_WRITTEN EXERCISE_.
Skip any picture you find and retype all the remaining lines exactly.

_DATA SEGMENT_.
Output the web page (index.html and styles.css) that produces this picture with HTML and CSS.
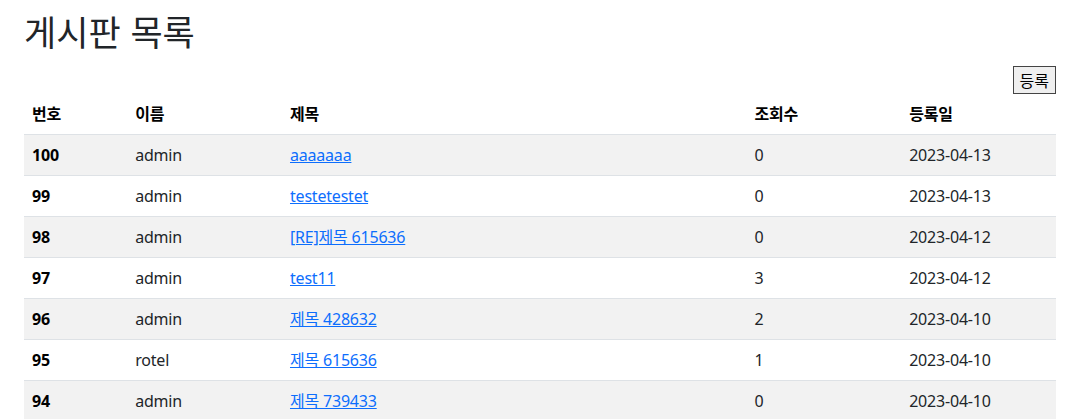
FILE: index.html
```html
<!DOCTYPE html>
<html lang="ko">
<head>
<meta charset="utf-8">
<title>게시판 목록</title>
<link rel="stylesheet" href="styles.css">
</head>
<body>
<div class="page">
  <h2 class="title">게시판 목록</h2>
  <div class="actions">
    <button class="btn" type="button">등록</button>
  </div>
  <table class="board">
    <colgroup>
      <col class="c-num"><col class="c-name"><col class="c-subject"><col class="c-views"><col class="c-date">
    </colgroup>
    <thead>
      <tr><th>번호</th><th>이름</th><th>제목</th><th>조회수</th><th>등록일</th></tr>
    </thead>
    <tbody>
      <tr><th>100</th><td>admin</td><td><a href="#">aaaaaaa</a></td><td>0</td><td>2023-04-13</td></tr>
      <tr><th>99</th><td>admin</td><td><a href="#">testetestet</a></td><td>0</td><td>2023-04-13</td></tr>
      <tr><th>98</th><td>admin</td><td><a href="#">[RE]제목 615636</a></td><td>0</td><td>2023-04-12</td></tr>
      <tr><th>97</th><td>admin</td><td><a href="#">test11</a></td><td>3</td><td>2023-04-12</td></tr>
      <tr><th>96</th><td>admin</td><td><a href="#">제목 428632</a></td><td>2</td><td>2023-04-10</td></tr>
      <tr><th>95</th><td>rotel</td><td><a href="#">제목 615636</a></td><td>1</td><td>2023-04-10</td></tr>
      <tr><th>94</th><td>admin</td><td><a href="#">제목 739433</a></td><td>0</td><td>2023-04-10</td></tr>
    </tbody>
  </table>
</div>
</body>
</html>
```
FILE: styles.css
```css
html, body {
  margin: 0;
  padding: 0;
  background: #fff;
}
body {
  font-family: "Noto Sans", "Noto Sans CJK KR", sans-serif;
  font-size: 16px;
  line-height: 24px;
  color: #212529;
}
.page {
  padding: 12px 15px 0 24px;
}
.title {
  margin: 0;
  font-family: "Noto Sans CJK KR", sans-serif;
  font-size: 35px;
  font-weight: 400;
  line-height: 38px;
}
.actions {
  display: flex;
  justify-content: flex-end;
  margin-top: 16px;
}
.btn {
  font-family: "Noto Sans CJK KR", sans-serif;
  font-size: 16px;
  line-height: 22px;
  height: 28px;
  padding: 0 6px;
  color: #000;
  background: #efefef;
  border: 1px solid #444;
  border-radius: 0;
}
.board {
  width: 100%;
  border-collapse: collapse;
  table-layout: fixed;
  letter-spacing: -0.2px;
}
.c-num { width: 10%; }
.c-name { width: 15%; }
.c-subject { width: 45%; }
.c-views { width: 15%; }
.c-date { width: 15%; }
.board th, .board td {
  padding: 8px;
  text-align: left;
  border-bottom: 1px solid #dee2e6;
  white-space: nowrap;
}
.board th {
  font-weight: 700;
  color: #000;
}
.board tbody tr:nth-child(odd) {
  background: #f2f2f2;
}
.board a {
  color: #0d6efd;
  text-decoration: underline;
}
```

_PROBLEM SOLUTION_.
Output the web page (index.html and styles.css) that produces this picture with HTML and CSS.
FILE: index.html
```html
<!DOCTYPE html>
<html lang="ko">
<head>
<meta charset="utf-8">
<title>게시판 목록</title>
<link rel="stylesheet" href="styles.css">
</head>
<body>
<div class="page">
  <h2 class="title">게시판 목록</h2>
  <div class="actions">
    <button class="btn" type="button">등록</button>
  </div>
  <table class="board">
    <colgroup>
      <col class="c-num"><col class="c-name"><col class="c-subject"><col class="c-views"><col class="c-date">
    </colgroup>
    <thead>
      <tr><th>번호</th><th>이름</th><th>제목</th><th>조회수</th><th>등록일</th></tr>
    </thead>
    <tbody>
      <tr><th>100</th><td>admin</td><td><a href="#">aaaaaaa</a></td><td>0</td><td>2023-04-13</td></tr>
      <tr><th>99</th><td>admin</td><td><a href="#">testetestet</a></td><td>0</td><td>2023-04-13</td></tr>
      <tr><th>98</th><td>admin</td><td><a href="#">[RE]제목 615636</a></td><td>0</td><td>2023-04-12</td></tr>
      <tr><th>97</th><td>admin</td><td><a href="#">test11</a></td><td>3</td><td>2023-04-12</td></tr>
      <tr><th>96</th><td>admin</td><td><a href="#">제목 428632</a></td><td>2</td><td>2023-04-10</td></tr>
      <tr><th>95</th><td>rotel</td><td><a href="#">제목 615636</a></td><td>1</td><td>2023-04-10</td></tr>
      <tr><th>94</th><td>admin</td><td><a href="#">제목 739433</a></td><td>0</td><td>2023-04-10</td></tr>
    </tbody>
  </table>
</div>
</body>
</html>
```
FILE: styles.css
```css
html, body {
  margin: 0;
  padding: 0;
  background: #fff;
}
body {
  font-family: "Noto Sans", "Noto Sans CJK KR", sans-serif;
  font-size: 16px;
  line-height: 24px;
  color: #212529;
}
.page {
  padding: 12px 15px 0 24px;
}
.title {
  margin: 0;
  font-family: "Noto Sans CJK KR", sans-serif;
  font-size: 35px;
  font-weight: 400;
  line-height: 38px;
}
.actions {
  display: flex;
  justify-content: flex-end;
  margin-top: 16px;
}
.btn {
  font-family: "Noto Sans CJK KR", sans-serif;
  font-size: 16px;
  line-height: 22px;
  height: 28px;
  padding: 0 6px;
  color: #000;
  background: #efefef;
  border: 1px solid #444;
  border-radius: 0;
}
.board {
  width: 100%;
  border-collapse: collapse;
  table-layout: fixed;
  letter-spacing: -0.2px;
}
.c-num { width: 10%; }
.c-name { width: 15%; }
.c-subject { width: 45%; }
.c-views { width: 15%; }
.c-date { width: 15%; }
.board th, .board td {
  padding: 8px;
  text-align: left;
  border-bottom: 1px solid #dee2e6;
  white-space: nowrap;
}
.board th {
  font-weight: 700;
  color: #000;
}
.board tbody tr:nth-child(odd) {
  background: #f2f2f2;
}
.board a {
  color: #0d6efd;
  text-decoration: underline;
}
```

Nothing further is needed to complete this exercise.